DEX shows the net directional exposure of dealers. Positive net DEX means dealers are long delta and will sell into rallies, creating resistance. Negative net DEX means they buy dips, providing support.

Hedging Flows

Large DEX at a strike means significant dealer hedging activity. These strikes become magnets for price as dealers continuously adjust their directional exposure around them.

Market Maker Positioning

Track how delta shifts across strikes to spot accumulation. When DEX concentrates at specific strikes, it signals where market makers have built significant directional positions.

Get this via API

curl
# Single expiry (free tier)
curl -H "X-Api-Key: YOUR_API_KEY" \
  "https://lab.flashalpha.com/v1/exposure/dex/SPY?expiration=2026-03-07"
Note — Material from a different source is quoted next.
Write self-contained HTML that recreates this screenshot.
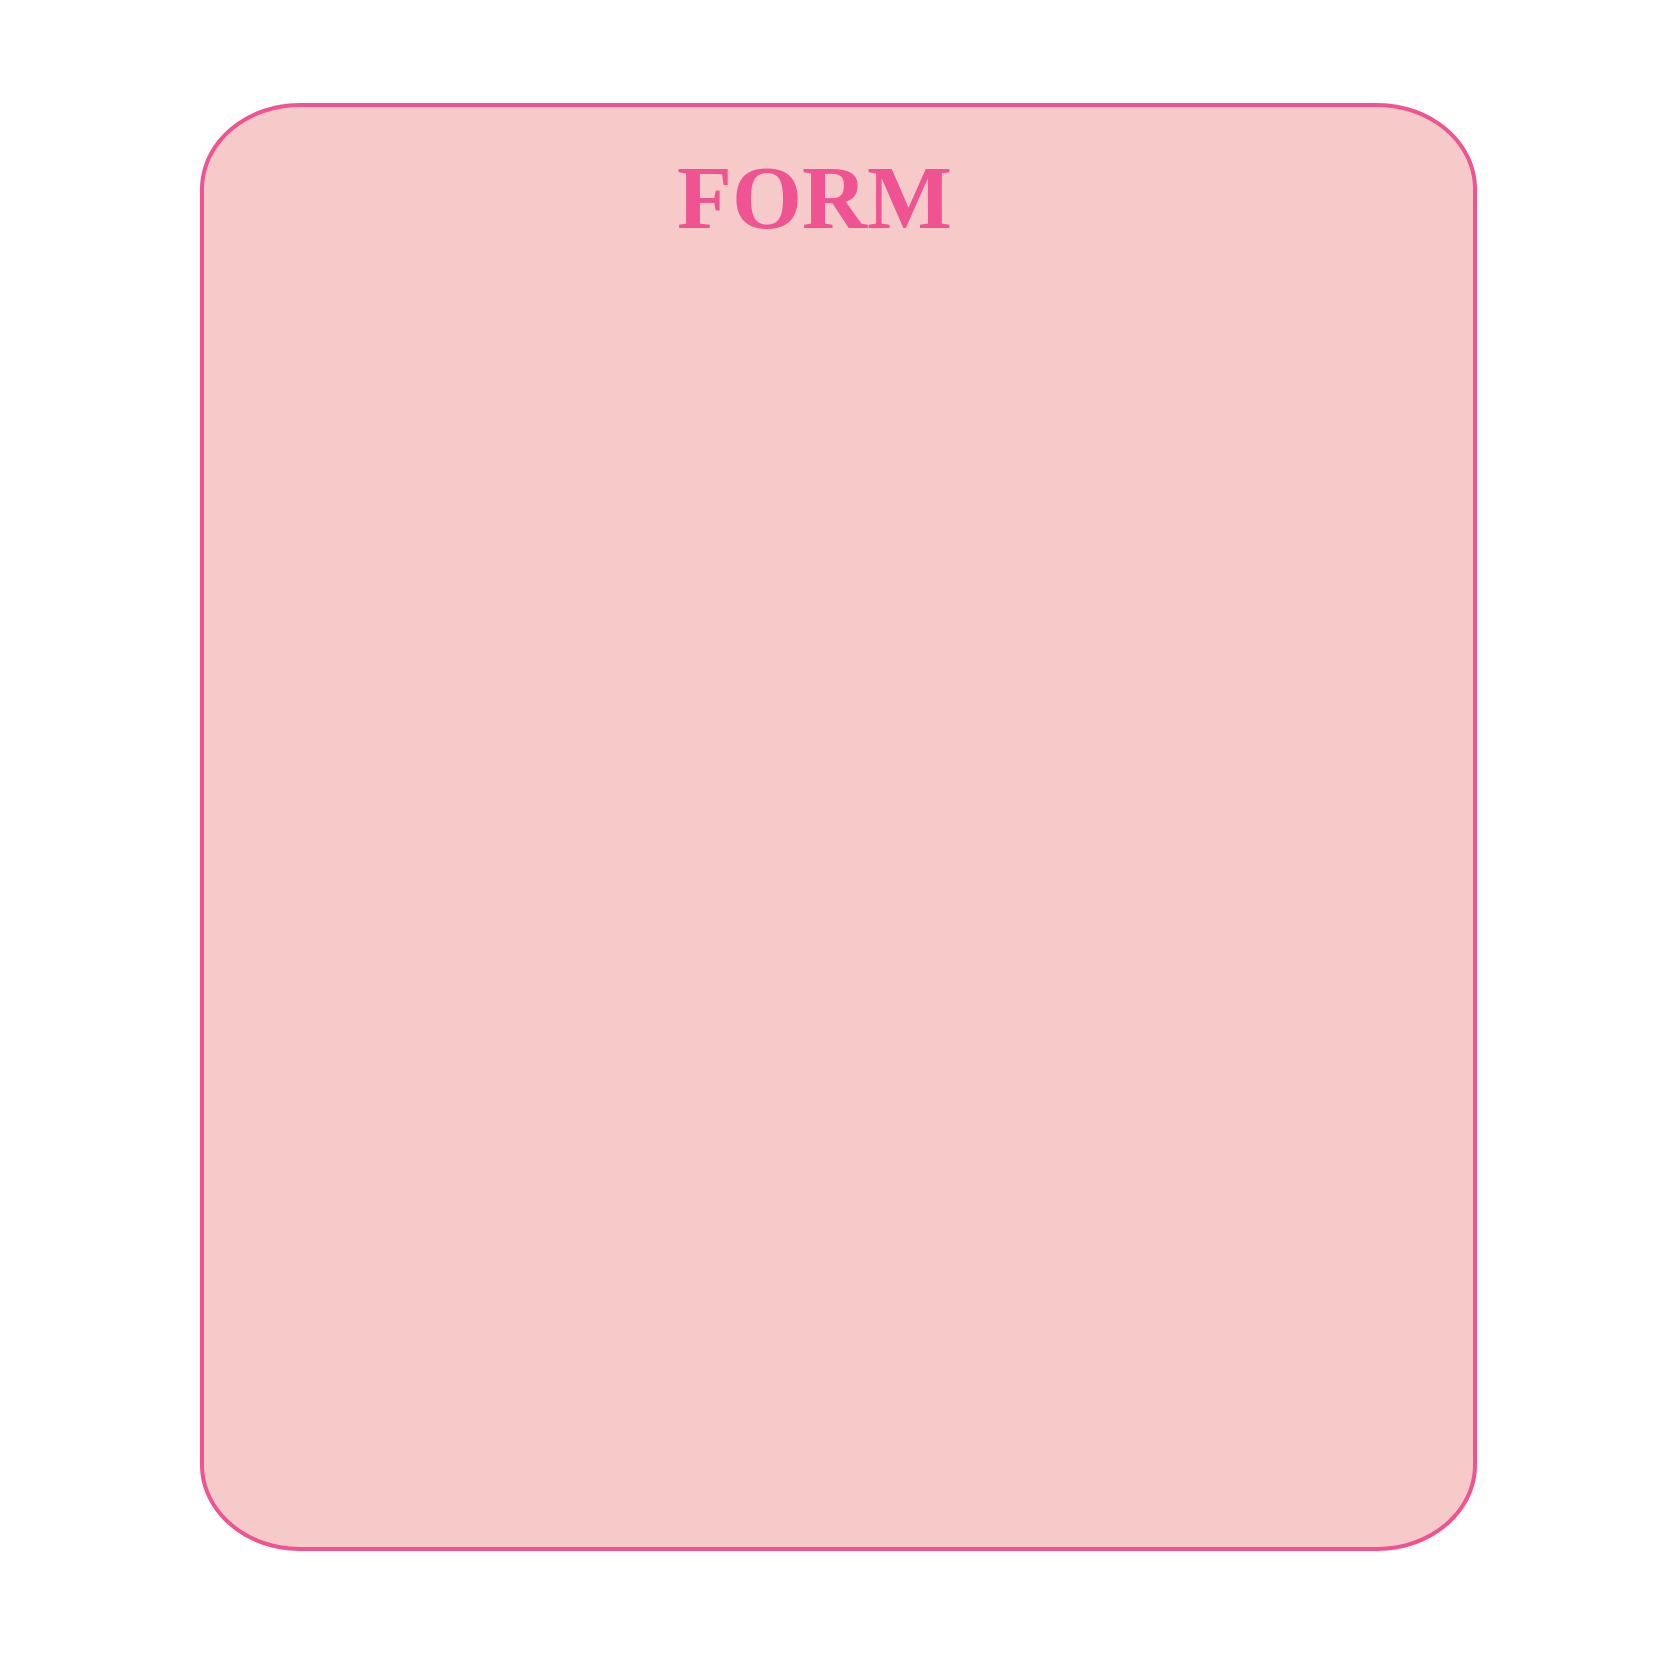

# All expirations (Growth+ tier)
curl -H "X-Api-Key: YOUR_API_KEY" \
  "https://lab.flashalpha.com/v1/exposure/dex/SPY"
Python
import requests

r = requests.get(
    "https://lab.flashalpha.com/v1/exposure/dex/SPY",
    params={"expiration": "2026-03-07"},  # yyyy-MM-dd
    headers={"X-Api-Key": "YOUR_API_KEY"}
)
data = r.json()
print(f"Net DEX: {data['net_dex']}")

Get DEX via API

Single-expiry DEX is included on the free Starter plan (5 requests/day). Full-chain DEX across all expirations available on Growth (1,000/day) and Pro (unlimited).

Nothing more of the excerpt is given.